BOAZ, Ala. – A sailor killed during the December 7, 1941 Pearl Harbor attack has been identified and his body will be returning to Boaz to rest forever.
The Defense POW/MIA Accounting Agency (DPAA) announced Thursday that Navy Fireman 2nd Class Ralph C. Battles, a Boaz native assigned to the USS Oklahoma, was identified Feb. 12.
During the attack, the USS Oklahoma sustained multiple torpedo hits, which caused the battleship to quickly capsize. 429 Oklahoma crew members were killed, including Battles.
Navy personnel recovered the deceased crewmembers’ remains from Dec. 1941-Jun. 1944 and buried them in the Halawa and Nu’uanu Cemeteries in Hawaii.

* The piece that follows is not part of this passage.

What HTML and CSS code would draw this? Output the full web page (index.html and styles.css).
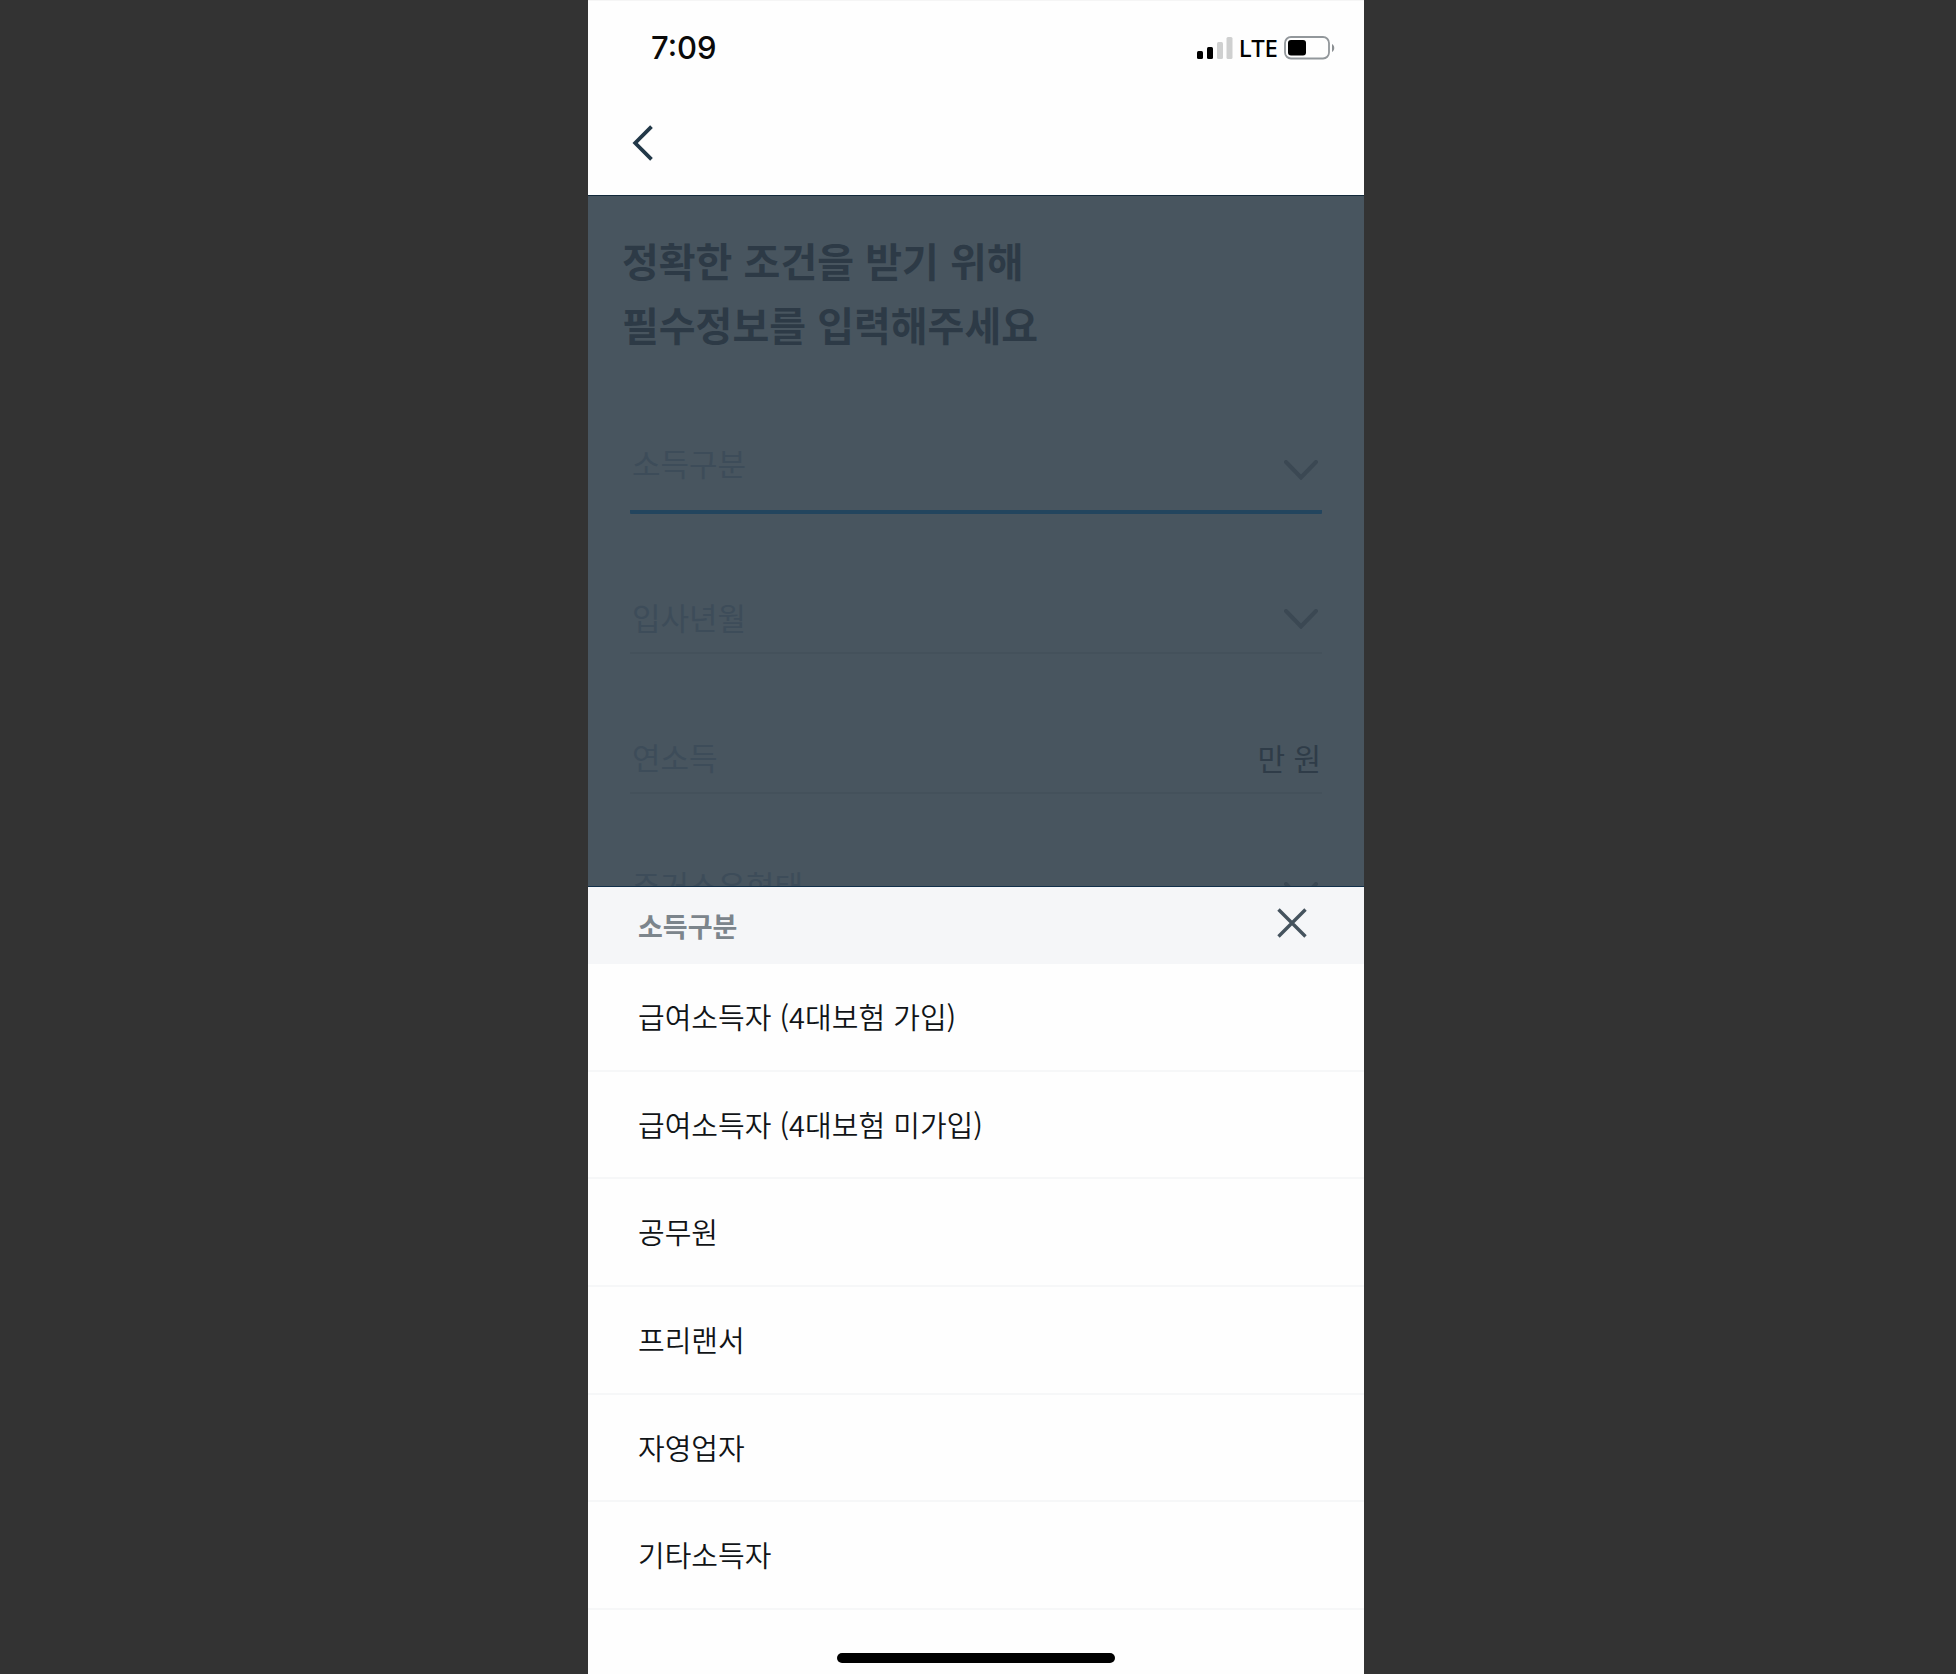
FILE: index.html
```html
<!DOCTYPE html>
<html lang="ko">
<head>
<meta charset="utf-8">
<meta name="viewport" content="width=device-width, initial-scale=1">
<title>필수정보 입력</title>
<link rel="stylesheet" href="styles.css">
</head>
<body>
<div class="phone">
  <header class="top">
    <div class="status">
      <span class="time">7:09</span>
      <div class="status-right">
        <svg width="36" height="22" viewBox="0 0 36 22" aria-hidden="true">
          <rect x="0" y="14" width="6" height="8" rx="1.5" fill="#000"/>
          <rect x="10" y="10" width="6" height="12" rx="1.5" fill="#000"/>
          <rect x="20" y="5" width="6" height="17" rx="1.5" fill="#cfd0d0"/>
          <rect x="29.500" y="0" width="6" height="22" rx="1.5" fill="#cfd0d0"/>
        </svg>
        <span class="network">LTE</span>
        <svg width="52" height="24" viewBox="0 0 52 24" aria-hidden="true">
          <rect x="1" y="1" width="44" height="21.500" rx="6" fill="none" stroke="#92979b" stroke-width="1.800"/>
          <rect x="4" y="4" width="18" height="15.500" rx="3" fill="#000"/>
          <path d="M48 8c3 1.500 3 6.500 0 8z" fill="#8b8f92"/>
        </svg>
      </div>
    </div>
    <nav class="nav">
      <button class="icon-button" type="button" aria-label="뒤로">
        <svg width="22" height="36" viewBox="0 0 22 36" fill="none" stroke="#223848" stroke-width="3.800" aria-hidden="true"><path d="M19.500 1.700 3.200 18l16.300 16.300"/></svg>
      </button>
    </nav>
  </header>

  <main class="form-area">
    <h1 class="title">정확한 조건을 받기 위해<br>필수정보를 입력해주세요</h1>
    <form class="fields">
      <div class="field field-tall field-active">
        <select class="control" aria-label="소득구분"><option>소득구분</option></select>
        <svg class="chevron" width="34" height="20" viewBox="0 0 34 20" aria-hidden="true"><path d="M2 2l15 15.500L32 2"/></svg>
      </div>
      <div class="field">
        <select class="control" aria-label="입사년월"><option>입사년월</option></select>
        <svg class="chevron" width="34" height="20" viewBox="0 0 34 20" aria-hidden="true"><path d="M2 2l15 15.500L32 2"/></svg>
      </div>
      <div class="field field-amount">
        <input class="control" id="income" type="text" placeholder="연소득" aria-label="연소득">
        <label class="unit" for="income">만 원</label>
      </div>
      <div class="field field-tall">
        <select class="control" aria-label="주거소유형태"><option>주거소유형태</option></select>
        <svg class="chevron" width="34" height="20" viewBox="0 0 34 20" aria-hidden="true"><path d="M2 2l15 15.500L32 2"/></svg>
      </div>
    </form>
  </main>

  <div class="sheet-head">
    <h2 class="sheet-title">소득구분</h2>
    <button class="icon-button" type="button" aria-label="닫기">
      <svg width="30" height="30" viewBox="0 0 30 30" fill="none" stroke="#45535e" stroke-width="3.400" aria-hidden="true"><path d="M1.500 1.500l27 27M28.500 1.500l-27 27"/></svg>
    </button>
  </div>
  <ul class="options">
    <li class="option"><button class="option-button" type="button">급여소득자 (4대보험 가입)</button></li>
    <li class="option"><button class="option-button" type="button">급여소득자 (4대보험 미가입)</button></li>
    <li class="option"><button class="option-button" type="button">공무원</button></li>
    <li class="option"><button class="option-button" type="button">프리랜서</button></li>
    <li class="option"><button class="option-button" type="button">자영업자</button></li>
    <li class="option"><button class="option-button" type="button">기타소득자</button></li>
  </ul>
  <footer class="home"><div class="home-bar"></div></footer>
</div>
</body>
</html>
```

FILE: styles.css
```css
* {
  box-sizing: border-box;
}

body {
  margin: 0;
  padding-right: 4px;
  background: #333;
  font-family: "Noto Sans CJK KR", "Noto Sans", sans-serif;
}

button,
select,
input {
  margin: 0;
  padding: 0;
  border: 0;
  border-radius: 0;
  background: none;
  font: inherit;
  color: inherit;
  appearance: none;
}

svg {
  display: block;
}

.phone {
  display: grid;
  grid-template-rows: auto minmax(0, 15fr) auto minmax(0, 14fr) auto;
  width: 100%;
  max-width: 776px;
  height: 100vh;
  margin: 0 auto;
  background: #fefefe;
}

/* Status bar and navigation */

.top {
  border-top: 1px solid #f5f5f5;
}

.status {
  display: flex;
  align-items: center;
  justify-content: space-between;
  height: 94px;
  padding: 0 28px 0 63px;
}

.time {
  font: 500 31px/40px Inter, sans-serif;
  color: #0a0a0a;
}

.status-right {
  display: flex;
  align-items: center;
  gap: 6px;
}

.network {
  font: 500 24px/32px "Noto Sans", sans-serif;
  color: #000;
}

.nav {
  display: flex;
  align-items: center;
  height: 100px;
  padding: 0 44px 4px;
}

/* Dimmed form */

.form-area {
  overflow: hidden;
  padding: 32px 42px 0;
  border-top: 1px solid #12293a;
  border-bottom: 1px solid #12304a;
  background: #48555f;
}

.title {
  margin: 0 -8px;
  font-size: 40px;
  font-weight: 700;
  line-height: 64px;
  color: #2d3a46;
}

.fields {
  padding-top: 16px;
}

.field {
  display: flex;
  align-items: center;
  height: 140px;
  padding: 68px 4px 0 2px;
  border-bottom: 2px solid #44515b;
  font-size: 31px;
}

.field-tall {
  padding-top: 44px;
}

.field-active {
  height: 142px;
  border-bottom: 4px solid #23455e;
  border-radius: 1px;
}

.field-amount {
  padding-right: 1px;
}

.control {
  flex: 1;
  min-width: 0;
  height: 46px;
  line-height: 46px;
  color: #3d4c59;
}

.control::placeholder {
  color: #3d4c59;
  opacity: 1;
}

.chevron {
  margin-top: 4px;
  fill: none;
  stroke: #3b4853;
  stroke-width: 4;
  stroke-linecap: round;
}

.field-tall .chevron {
  margin-top: 14px;
}

.unit {
  font-size: 30px;
  color: #2f3c48;
}

/* Bottom sheet */

.sheet-head {
  display: flex;
  align-items: center;
  justify-content: space-between;
  height: 77px;
  padding: 0 57px 0 50px;
  background: #f5f6f8;
}

.sheet-head .icon-button {
  padding-bottom: 6px;
}

.sheet-title {
  margin: 0;
  font-size: 27px;
  font-weight: 700;
  line-height: 40px;
  color: #7c858c;
}

.options {
  display: grid;
  grid-auto-rows: 1fr;
  margin: 0;
  padding: 0;
  list-style: none;
}

.option {
  display: flex;
  border-bottom: 2px solid #f6f7f8;
}

.option-button {
  flex: 1;
  padding: 0 50px 2px;
  font-size: 29px;
  font-weight: 350;
  line-height: 42px;
  text-align: left;
  color: #111417;
}

.home {
  display: flex;
  align-items: flex-end;
  justify-content: center;
  height: 64px;
  padding-bottom: 11px;
}

.home-bar {
  width: 278px;
  height: 10px;
  border-radius: 5px;
  background: #000;
}
```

The American Graves Registration Service exhumed the remains in Sept. 1947 as part of a mission to identify fallen U.S. service members in the Pacific theater.
The remains were transferred to the Central Identification Laboratory at Schofield Barracks in Oahu, however, lab staff at the time were only able to positively identify 35 of the 429 members aboard the Oklahoma.
The unidentified remains were buried at the National Memorial Cemetery of the Pacific in Honolulu, known as the Punchbowl.
A military board classified the unidentified remains as unrecoverable in Oct. 1949, including Battles.
More than 60 years later, between June and November 2015, DPAA exhumed the unidentified remains from the Punchbowl for further analysis.
DPAA scientists identified Battles using anthropological analysis, along with a combination of analyzing mitochondrial DNA and Y chromosome DNA.
A rosette will be placed next to Battles’s name on the Walls of the Missing at the Punchbowl to indicate his body has been recovered and identified.
Battles will make the final journey home to Boaz and will be buried Aug. 28.